Over the years PACT has launched a series of campaigns to get the website and the posters better known and better distributed. Business has given us enormous support: Clear Channel Communications, Tesco, Emcor, each of whom has given us in their different ways free space for our posters. Just last week we launched a new campaign with Electronic Health Media (EHM) who have agreed to put pictures of missing children on the TV network they supply to hospitals and surgeries in the hope that someone will recognise that child’s photograph and call the police with information.
PACT is soon to publish its third report in a series, which addresses the absence of reliable statistics on missing children in the UK. We will be making recommendations for remedying this lamentable situation, which severely undermines not only policymaking, but also effective, practical support to families and children themselves.
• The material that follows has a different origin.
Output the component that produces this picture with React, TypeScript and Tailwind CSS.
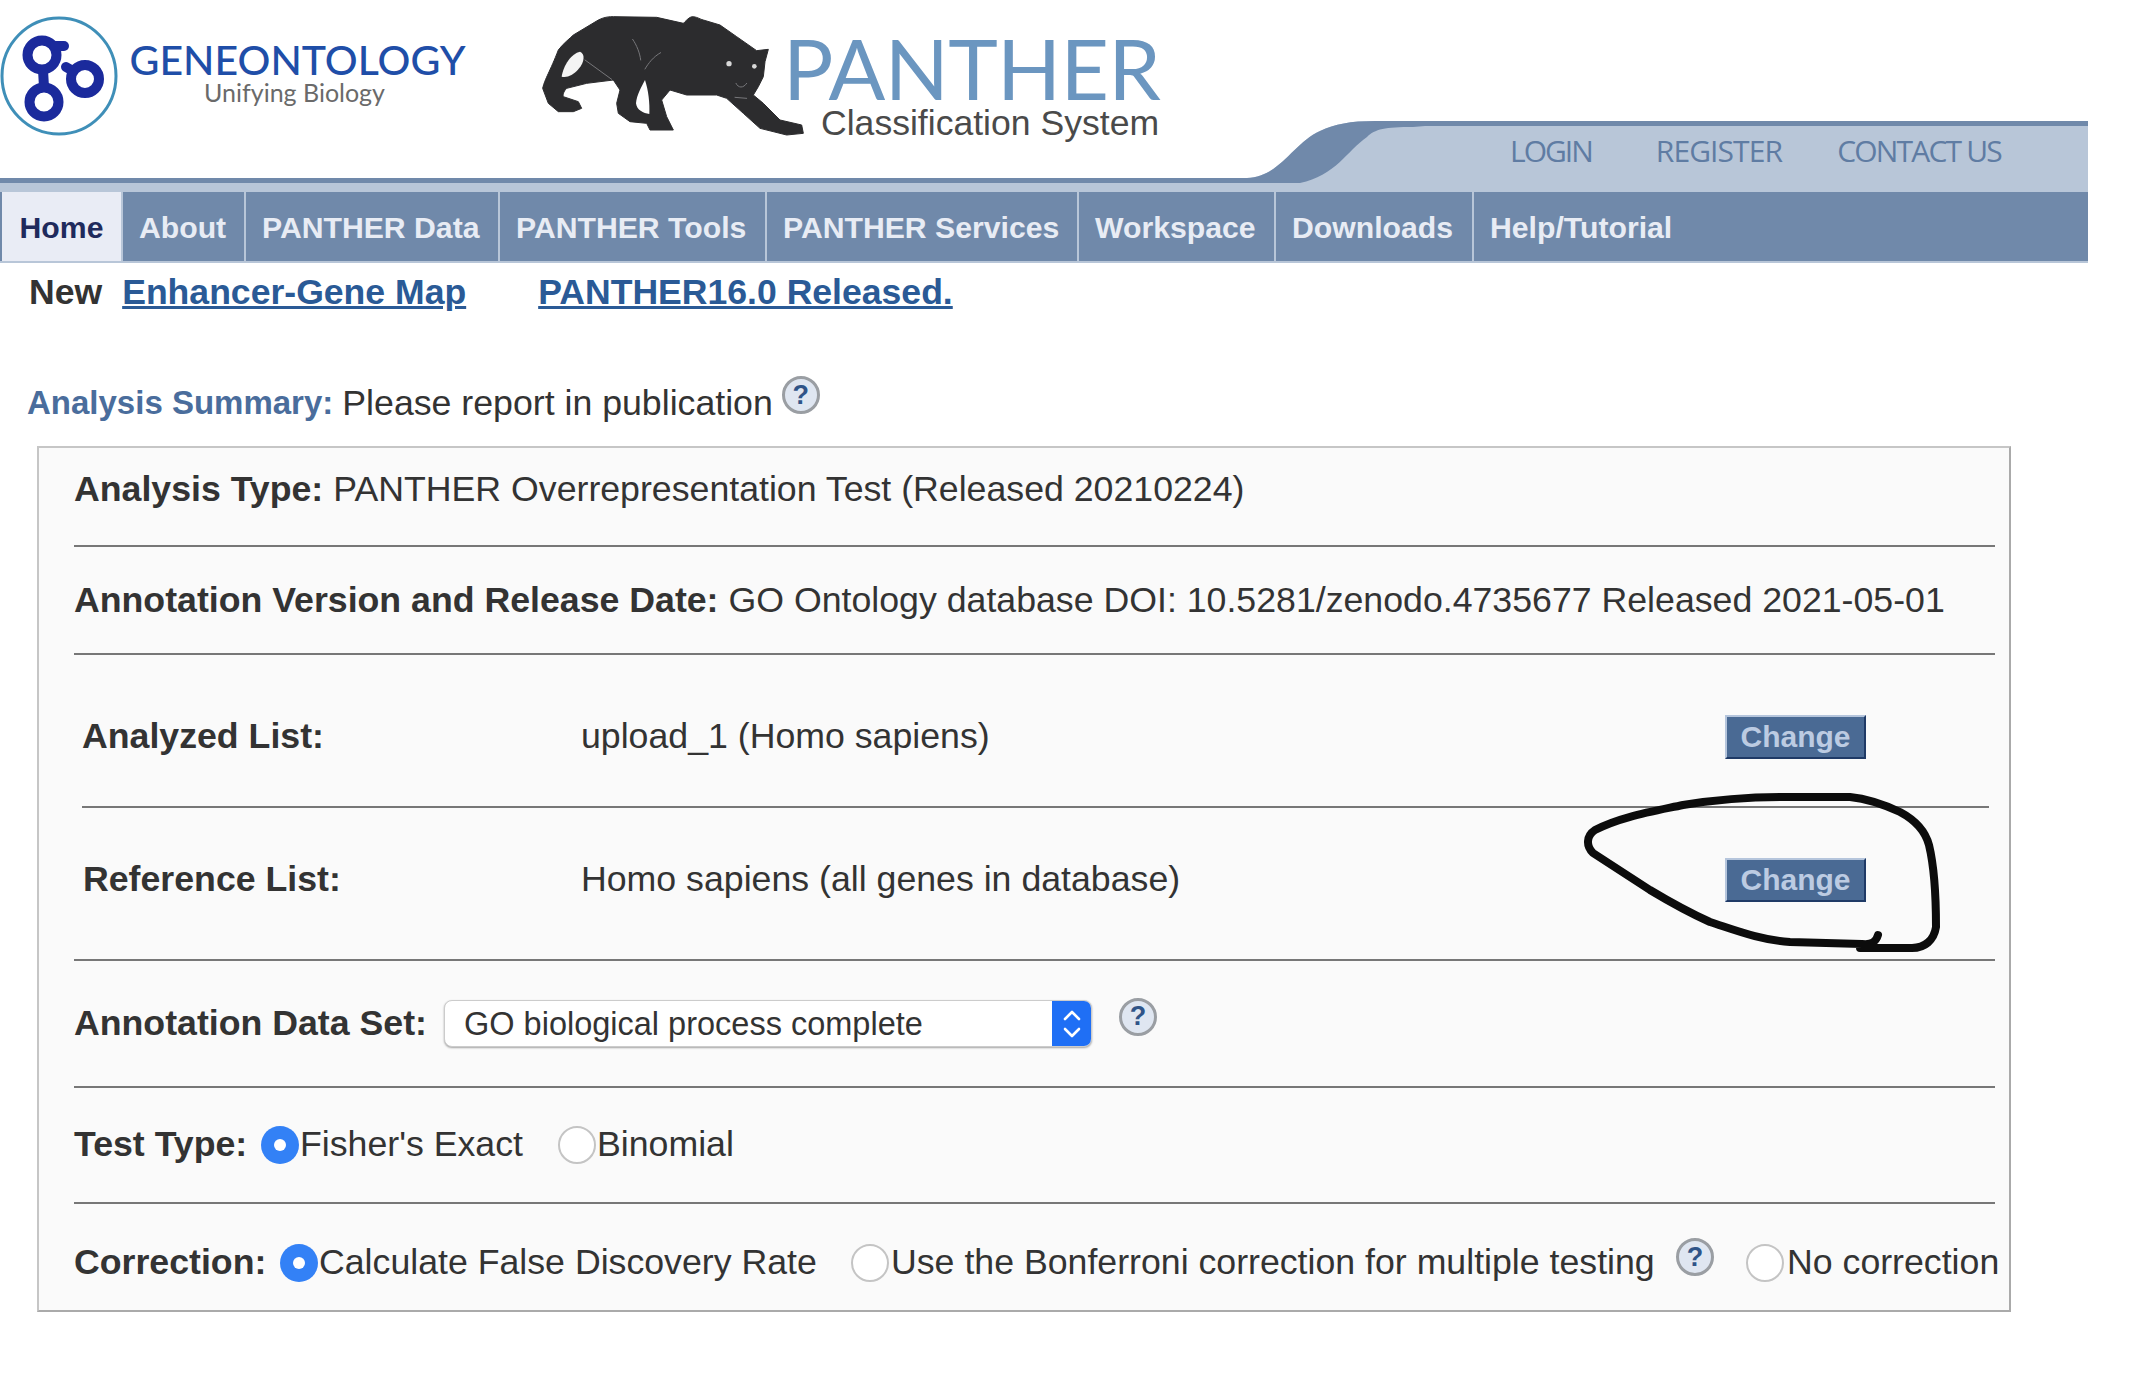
import React from 'react';

const navItems = [
  { label: 'About', w: 'w-[123px]' },
  { label: 'PANTHER Data', w: 'w-[254px]' },
  { label: 'PANTHER Tools', w: 'w-[267px]' },
  { label: 'PANTHER Services', w: 'w-[312px]' },
  { label: 'Workspace', w: 'w-[197px]' },
  { label: 'Downloads', w: 'w-[198px]' },
];

function GoLogo() {
  return (
    <svg viewBox="0 0 120 140" className="w-[120px] h-[140px] shrink-0">
      <ellipse cx="59" cy="76" rx="57" ry="58" fill="white" stroke="#3f8fb8" strokeWidth="3" />
      <g fill="none" stroke="#1b2a9c" strokeWidth="10" strokeLinecap="round">
        <circle cx="42" cy="55" r="14.5" />
        <circle cx="44" cy="102" r="14.5" />
        <circle cx="85" cy="79" r="14" />
        <path d="M43 70 L44 87" />
        <path d="M55 46 L64 46" />
        <path d="M66 67 L73 71" />
      </g>
    </svg>
  );
}

function PantherMark() {
  return (
    <svg viewBox="0 0 900 450" className="w-[300px] h-[150px] shrink-0">
      <path
        d="M38 265 C45 235 60 215 85 150 C100 130 120 115 130 105 L205 60 C225 50 240 50 250 50 L380 52 L460 70 C475 55 480 50 490 50 C505 52 510 58 520 60 L570 75 L620 110 L680 152 L715 148 L705 185 L700 230 L685 260 L670 285 L700 310 L750 360 L815 375 L820 400 L770 405 L690 385 L640 340 L590 295 L560 285 L470 285 L420 270 L395 300 L410 350 L430 390 L360 390 L350 370 L300 365 L265 340 L260 310 L270 270 L250 240 L170 250 L110 265 C100 275 98 285 100 290 L145 305 L155 325 L130 335 L85 335 L55 310 Z"
        fill="#2c2c2e"
        stroke="#2c2c2e"
        strokeWidth="3"
        strokeLinejoin="round"
      />
      <path d="M95 230 C100 195 125 160 150 155 C165 160 165 185 145 208 C130 225 110 235 95 230 Z" fill="#f4f4f4" />
      <path d="M345 240 C355 270 360 310 358 342 C340 340 320 330 318 310 C320 285 335 260 345 240 Z" fill="#fff" />
      <g fill="none" stroke="#77777a" strokeWidth="3" strokeLinecap="round">
        <path d="M165 180 L245 238" />
        <path d="M308 118 C320 135 330 160 332 180" />
        <path d="M392 158 C370 170 355 190 345 207" />
        <path d="M618 250 C625 265 640 265 650 250" />
        <path d="M615 292 L650 295" />
      </g>
      <circle cx="597" cy="191" r="8" fill="#d8d8d8" />
      <circle cx="673" cy="199" r="7" fill="#d8d8d8" />
    </svg>
  );
}

function Swoosh() {
  return (
    <svg viewBox="0 0 190 71" preserveAspectRatio="none" className="w-[190px] h-[71px] shrink-0 block">
      <path d="M0 57 L12 57 C45 56 58 22 85 10 C100 3 115 0 140 0 L190 0 L190 71 L0 71 Z" fill="#b8c6d8" />
      <path
        d="M0 57 L12 57 C45 56 58 22 85 10 C100 3 115 0 140 0 L190 0 L190 5 L178 6 C150 6 140 8 132 16 C112 30 100 55 65 62 L0 62 Z"
        fill="#7089aa"
      />
    </svg>
  );
}

function HelpIcon({ className = '' }: { className?: string }) {
  return (
    <span
      className={`flex items-center justify-center w-[38px] h-[38px] shrink-0 rounded-full border-[3px] border-[#9a9ea3] bg-[#dfe6f1] text-[#2f5488] text-[27px] font-bold leading-none ${className}`}
    >
      ?
    </span>
  );
}

function Radio({ checked = false }: { checked?: boolean }) {
  if (checked) {
    return (
      <span className="flex items-center justify-center w-[38px] h-[38px] shrink-0 rounded-full bg-[#3381f6]">
        <span className="w-[12px] h-[12px] rounded-full bg-white" />
      </span>
    );
  }
  return <span className="block w-[38px] h-[38px] shrink-0 rounded-full border-2 border-[#c4c4c4] bg-white" />;
}

function ChangeButton() {
  return (
    <button className="w-[141px] h-[44px] flex items-center justify-center bg-[#4a6a94] border-2 border-t-[#b5c5dc] border-l-[#b5c5dc] border-r-[#1f3a66] border-b-[#1f3a66] text-[#bccbe2] text-[30px] font-bold">
      Change
    </button>
  );
}

export default function App() {
  return (
    <div className="relative w-full h-[1373px] overflow-hidden bg-white text-[#333] font-['Liberation_Sans',Arial,sans-serif]">
      {/* header */}
      <div className="flex w-[2088px] h-[192px]">
        <div className="w-[1235px] shrink-0 flex flex-col">
          <div className="h-[178px] flex items-start">
            <GoLogo />
            <div className="ml-[9px] w-[337px] pt-[37px] flex flex-col items-center">
              <div className="text-[41px] leading-[46px] font-medium text-[#1f4ea8] font-['Lato',sans-serif]">GENEONTOLOGY</div>
              <div className="ml-[-6px] mt-[-6px] text-[25px] leading-[30px] text-[#6a6a6a] font-['Lato',sans-serif]">Unifying Biology</div>
            </div>
            <div className="ml-[64px]">
              <PantherMark />
            </div>
            <div className="ml-[-47px] pt-[32px] w-[380px]">
              <div className="text-[84px] leading-[72px] tracking-[-0.7px] text-[#6b96c0] font-['Lato',sans-serif]">PANTHER</div>
              <div className="ml-[38px] mt-[-1px] text-[35.6px] leading-[40px] text-[#4a4a4a]">Classification System</div>
            </div>
          </div>
          <div className="h-[5px] bg-[#7089aa]" />
          <div className="h-[9px] bg-[#b8c6d8]" />
        </div>
        <div className="self-end">
          <Swoosh />
        </div>
        <div className="flex-1 mt-[121px] bg-[#b8c6d8] border-t-[5px] border-[#7089aa] flex items-start">
          <div className="mt-[5px] ml-[85px] flex text-[30px] leading-[40px] text-[#5f7ca3] font-['Open_Sans',sans-serif]">
            <span className="tracking-[-2px]">LOGIN</span>
            <span className="ml-[64px] tracking-[-0.9px]">REGISTER</span>
            <span className="ml-[55px] tracking-[-1.8px]">CONTACT US</span>
          </div>
        </div>
      </div>

      {/* nav */}
      <div className="flex w-[2088px] h-[71px] pl-[2px] bg-[#7089aa] border-b-2 border-[#b8c6d8] text-[30.2px] font-bold">
        <div className="w-[119px] pt-[2px] flex items-center justify-center bg-[#e9ecf5] text-[#1f2a5c]">Home</div>
        {navItems.map((item) => (
          <div key={item.label} className={`${item.w} pl-[16px] pt-[2px] flex items-center text-[#e8ecf4] border-l-2 border-[#b8c6d8]`}>
            {item.label}
          </div>
        ))}
        <div className="pl-[16px] pt-[2px] flex items-center text-[#e8ecf4] border-l-2 border-[#b8c6d8]">Help/Tutorial</div>
      </div>

      {/* news */}
      <div className="flex pl-[29px] pt-[9px] text-[35.6px] leading-[40px] font-bold">
        <span>New</span>
        <a className="ml-[20px] text-[#2a5a96] underline">Enhancer-Gene Map</a>
        <a className="ml-[72px] text-[#2a5a96] underline">PANTHER16.0 Released.</a>
      </div>

      {/* summary */}
      <div className="flex items-start pl-[27px] mt-[69px] h-[46px] text-[35.7px] leading-[44px]">
        <span className="font-bold text-[33px] text-[#4a6d9c] mr-[9px]">Analysis Summary:</span>
        <span>Please report in publication</span>
        <HelpIcon className="ml-[9px] mt-[-5px]" />
      </div>

      {/* panel */}
      <div className="ml-[37px] mt-[19px] w-[1974px] h-[866px] pl-[35px] pr-[14px] bg-[#fafafa] border-2 border-[#c6c6c6] border-r-[#aaa] border-b-[#aaa] text-[35.7px]">
        <div className="h-[99px] pb-[13px] flex items-center border-b-2 border-[#777]">
          <span className="font-bold mr-[10px]">Analysis Type:</span>
          PANTHER Overrepresentation Test (Released 20210224)
        </div>
        <div className="h-[108px] pt-[1px] flex items-center border-b-2 border-[#777]">
          <span className="font-bold mr-[10px]">Annotation Version and Release Date:</span>
          GO Ontology database DOI: 10.5281/zenodo.4735677 Released 2021-05-01
        </div>
        <div className="ml-[8px] mr-[6px] h-[153px] pt-[12px] flex items-center border-b-2 border-[#777]">
          <span className="w-[499px] font-bold">Analyzed List:</span>
          <span className="w-[1144px]">upload_1 (Homo sapiens)</span>
          <ChangeButton />
        </div>
        <div className="h-[153px] pb-[8px] pl-[9px] flex items-center border-b-2 border-[#777]">
          <span className="w-[498px] font-bold">Reference List:</span>
          <span className="w-[1144px]">Homo sapiens (all genes in database)</span>
          <ChangeButton />
        </div>
        <div className="h-[127px] flex items-center border-b-2 border-[#777]">
          <span className="w-[370px] font-bold">Annotation Data Set:</span>
          <div className="flex w-[648px] h-[47px] rounded-[8px] overflow-hidden bg-white border border-[#ccc] shadow-[0_1px_2px_rgba(0,0,0,0.35)]">
            <span className="flex-1 pl-[19px] text-[32.5px] leading-[46px]">GO biological process complete</span>
            <span className="w-[39px] flex items-center justify-center bg-[#1f6ff5]">
              <svg viewBox="0 0 20 34" className="w-[20px] h-[34px]" fill="none" stroke="white" strokeWidth="2.6" strokeLinecap="round" strokeLinejoin="round">
                <path d="M3 12 L10 5 L17 12" />
                <path d="M3 22 L10 29 L17 22" />
              </svg>
            </span>
          </div>
          <HelpIcon className="ml-[27px] mt-[-14px]" />
        </div>
        <div className="h-[116px] flex items-center border-b-2 border-[#777]">
          <span className="w-[187px] font-bold">Test Type:</span>
          <Radio checked />
          <span className="w-[259px] pl-[1px]">Fisher's Exact</span>
          <Radio />
          <span className="pl-[1px]">Binomial</span>
        </div>
        <div className="h-[106px] pt-[12px] flex items-center whitespace-nowrap">
          <span className="w-[206px] shrink-0 font-bold">Correction:</span>
          <Radio checked />
          <span className="w-[533px] shrink-0 pl-[1px]">Calculate False Discovery Rate</span>
          <Radio />
          <span className="w-[787px] shrink-0 pl-[2px]">Use the Bonferroni correction for multiple testing</span>
          <HelpIcon className="mt-[-12px]" />
          <span className="w-[32px] shrink-0" />
          <Radio />
          <span className="shrink-0 pl-[3px]">No correction</span>
        </div>
      </div>

      {/* hand drawn circle over the second button */}
      <svg viewBox="0 0 450 210" className="absolute left-[1550px] top-[770px] w-[450px] h-[210px]" fill="none" stroke="#0c0c0c" strokeWidth="8" strokeLinecap="round" strokeLinejoin="round">
        <path d="M328 165 C326 172 322 175 312 174 L240 172 C210 170 185 160 160 152 C140 143 120 132 100 120 L43 83 C36 76 36 66 45 60 C70 47 100 42 133 35 C170 29 200 27 233 27 L300 27 C320 29 335 35 350 42 C365 50 375 60 379 75 C385 100 386 130 386 157 C384 170 375 178 362 178 L310 178" />
      </svg>
    </div>
  );
}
Kate and Gerry McCann did not have the Amber or Child Alert system to help them in their hour of desperate need. Those who have been quick to criticise them for seeking the attention of the media should remember that at the outset they had only their own resources to fall back on. Whatever the ultimate fate of little Madeleine, we must put to good use the vast publicity, which has ensued. The issue of missing and abducted children is on the map as it has never been before. Governments must act and take their heads out of the sand. In Britain we need reliable and comprehensive data on how many children go missing each year. Across Europe as a whole, governments must put in place without delay an alert system like the one which works so well in America. To do any less is to betray the children of Europe. It is the very least we can do to find a silver lining in the tragedy of Madeleine McCann.